So I went to Top Gun Maverick in July of last year. I went to Avatar. That was the next movie I saw in the theater was Avatar in December. But since then, it's been, you know, is Barbie movie. It's Oppenheimer, it's Indiana Jones. It was elemental. It was The Flash, It was Super Mario Brothers. I've been to, you know, like a half dozen movies now, and it feels like we're back.

We're back with all right. Movies, event level movies where I don't even want to wait until it's on streaming or anything like that. I have to be there.

Well, and didn't you feel that the crowd reaction helped?

Yes.

You know, if you were sitting at home, you wouldn't really have those good belly laughs that you got out of some of these things. And I don't feel any of them. But there were moments when I was just snorting. Yeah, they were so funny.

Yeah. And, you know, it is interesting too, for me, before I went to see the movie Friday night, we had tickets to to a pro baseball game. It was kind of one of these. It's not an affiliated minor league team. It's kind of, you know, it's where the players go to keep their careers going. And so we go to this game and we're watching it and there's a family behind us.

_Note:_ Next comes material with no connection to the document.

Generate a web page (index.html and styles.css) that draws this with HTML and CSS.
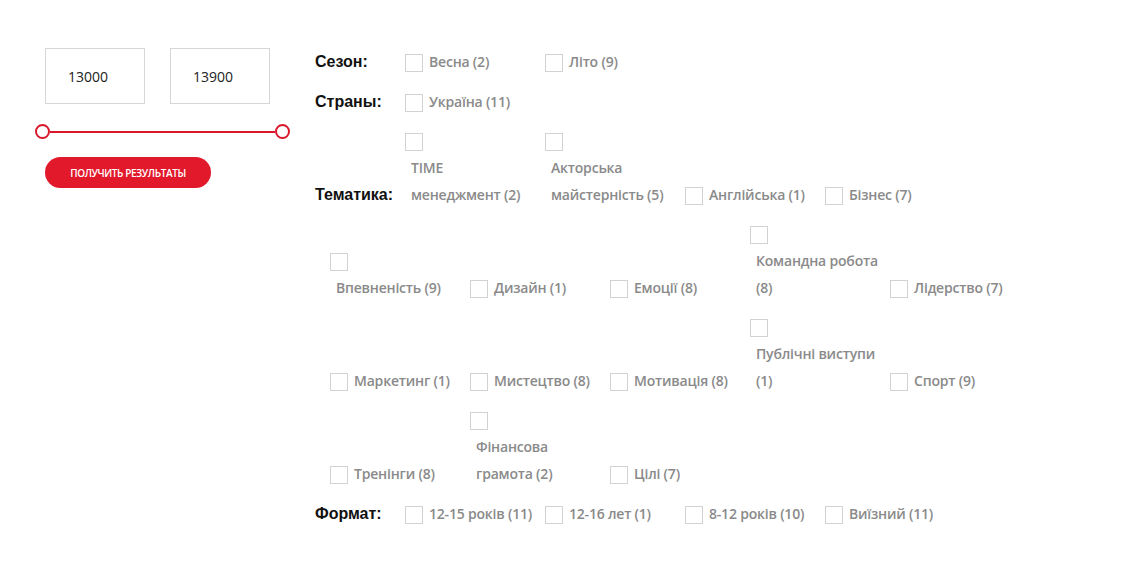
FILE: index.html
```html
<!DOCTYPE html>
<html lang="uk">
<head>
  <meta charset="UTF-8" />
  <meta name="viewport" content="width=device-width, initial-scale=1.0"/>
  <title>Фільтр</title>
  <link rel="stylesheet" href="styles.css">
</head>
<body>
  <div class="page">

    <!-- Price filter -->
    <div class="price">
      <div class="price-inputs">
        <input type="text" class="price-input" value="13000" />
        <input type="text" class="price-input" value="13900" />
      </div>
      <div class="range">
        <span class="handle"></span>
        <span class="track"></span>
        <span class="handle"></span>
      </div>
      <button class="btn" type="button">Получить результаты</button>
    </div>

    <!-- Checkbox filters -->
    <div class="filters">
      <div class="group">
        <span class="group-title">Сезон:</span>
        <label class="item"><span class="box"></span><span class="name">Весна (2)</span></label>
        <label class="item"><span class="box"></span><span class="name">Літо (9)</span></label>
      </div>

      <div class="group">
        <span class="group-title">Страны:</span>
        <label class="item"><span class="box"></span><span class="name">Україна (11)</span></label>
      </div>

      <div class="group">
        <span class="group-title">Тематика:</span>
        <label class="item stack"><span class="box"></span><span class="name">TIME<br>менеджмент (2)</span></label>
        <label class="item stack"><span class="box"></span><span class="name">Акторська<br>майстерність (5)</span></label>
        <label class="item"><span class="box"></span><span class="name">Англійська (1)</span></label>
        <label class="item"><span class="box"></span><span class="name">Бізнес (7)</span></label>
        <label class="item stack"><span class="box"></span><span class="name">Впевненість (9)</span></label>
        <label class="item"><span class="box"></span><span class="name">Дизайн (1)</span></label>
        <label class="item"><span class="box"></span><span class="name">Емоції (8)</span></label>
        <label class="item stack"><span class="box"></span><span class="name">Командна робота<br>(8)</span></label>
        <label class="item"><span class="box"></span><span class="name">Лідерство (7)</span></label>
        <label class="item"><span class="box"></span><span class="name">Маркетинг (1)</span></label>
        <label class="item"><span class="box"></span><span class="name">Мистецтво (8)</span></label>
        <label class="item"><span class="box"></span><span class="name">Мотивація (8)</span></label>
        <label class="item stack"><span class="box"></span><span class="name">Публічні виступи<br>(1)</span></label>
        <label class="item"><span class="box"></span><span class="name">Спорт (9)</span></label>
        <label class="item"><span class="box"></span><span class="name">Тренінги (8)</span></label>
        <label class="item stack"><span class="box"></span><span class="name">Фінансова<br>грамота (2)</span></label>
        <label class="item"><span class="box"></span><span class="name">Цілі (7)</span></label>
      </div>

      <div class="group">
        <span class="group-title">Формат:</span>
        <label class="item"><span class="box"></span><span class="name">12-15 років (11)</span></label>
        <label class="item"><span class="box"></span><span class="name">12-16 лет (1)</span></label>
        <label class="item"><span class="box"></span><span class="name">8-12 років (10)</span></label>
        <label class="item"><span class="box"></span><span class="name">Виїзний (11)</span></label>
      </div>
    </div>

  </div>
</body>
</html>
```

FILE: styles.css
```css
body {
  margin: 0;
  background: #fff;
  font-family: "Open Sans", Arial, sans-serif;
}
.page {
  display: flex;
  padding-top: 48px;
}

/* left column */
.price {
  width: 315px;
  padding-left: 45px;
  box-sizing: border-box;
}
.price-inputs {
  display: flex;
  gap: 25px;
}
.price-input {
  width: 100px;
  height: 56px;
  box-sizing: border-box;
  border: 1px solid #d6d6d6;
  padding: 0 0 0 22px;
  font-family: "Open Sans", Arial, sans-serif;
  font-size: 14px;
  color: #222;
  outline: none;
}
.range {
  display: flex;
  align-items: center;
  width: 255px;
  margin: 20px 0 0 -10px;
}
.handle {
  width: 15px;
  height: 15px;
  box-sizing: border-box;
  border: 2px solid #d9192b;
  border-radius: 50%;
  background: #fff;
}
.track {
  flex: 1;
  height: 2px;
  background: #d9192b;
}
.btn {
  display: block;
  width: 166px;
  height: 31px;
  margin-top: 18px;
  border: none;
  border-radius: 16px;
  background: #e2192b;
  color: #fff;
  font-family: "Open Sans", Arial, sans-serif;
  font-size: 10px;
  font-weight: 600;
  letter-spacing: -0.4px;
  text-transform: uppercase;
  cursor: pointer;
}

/* filters */
.filters {
  width: 740px;
}
.group {
  font-size: 0;
  line-height: 27px;
}
.group:first-child {
  margin-bottom: 1px;
}
.group:last-child {
  margin-top: 1px;
}
.group-title {
  display: inline-block;
  width: 75px;
  margin-bottom: 12px;
  white-space: nowrap;
  font-family: "Liberation Sans", Arial, sans-serif;
  font-size: 16px;
  font-weight: bold;
  color: #111;
}
.item {
  display: inline-block;
  width: 125px;
  margin: 0 0 12px 15px;
  vertical-align: baseline;
  white-space: nowrap;
  font-size: 14px;
  font-weight: 600;
  letter-spacing: -0.2px;
  color: #8a8a8a;
  cursor: pointer;
}
.box {
  display: inline-block;
  width: 18px;
  height: 18px;
  box-sizing: border-box;
  border: 1px solid #d2d2d2;
  background: #fff;
  vertical-align: middle;
}
.name {
  display: inline-block;
  padding-left: 6px;
  vertical-align: baseline;
}
.item.stack .name {
  display: block;
}
```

And the family includes a few daughters that were, you know, like late teens, early 20 kind of age. And they're talking about Barb and Heimer for a couple of innings. And they're giving their critique of, you know, yeah, I love the Barbie movie. Oppenheimer It was pretty good. We were surprised. It was a little slow at first, but it and there I'm thinking it's like we're we're at a baseball game and people are talking about urban Heimer there it's almost because it's entered into this this cultural it's a cultural phenomenon in the moment.

And, you know, no matter where you are, people are talking about it.

And you go, la la la la la. Don't tell me anything about that.

But I was luckily my hearing's a little off, so whatever else, they kept on yapping about it. Yeah, I missed it, but I picked up on that.

You got to see Oppenheimer. How I wish I had, which is on IMAX screens. I did. I wasn't really. I would think that when they they now hear it's going to sound like I'm spoiling it but when they test the bomb. Yeah, that that would have been really, really cool in IMAX.

Oh yeah. Oh yes.

Because. All right, you've got me. And I'm jealous because I didn't see an IMAX.

Yeah. So I couldn't get to Oppenheimer over the weekend and I was looking I was I wasn't sure if I'd even be able to see it before we talked. I go and I was looking to see where it was playing and when, and I didn't even realize it. But there was an IMAX theater not too far from the office, and I saw that even even during the week, it was getting pretty filled up.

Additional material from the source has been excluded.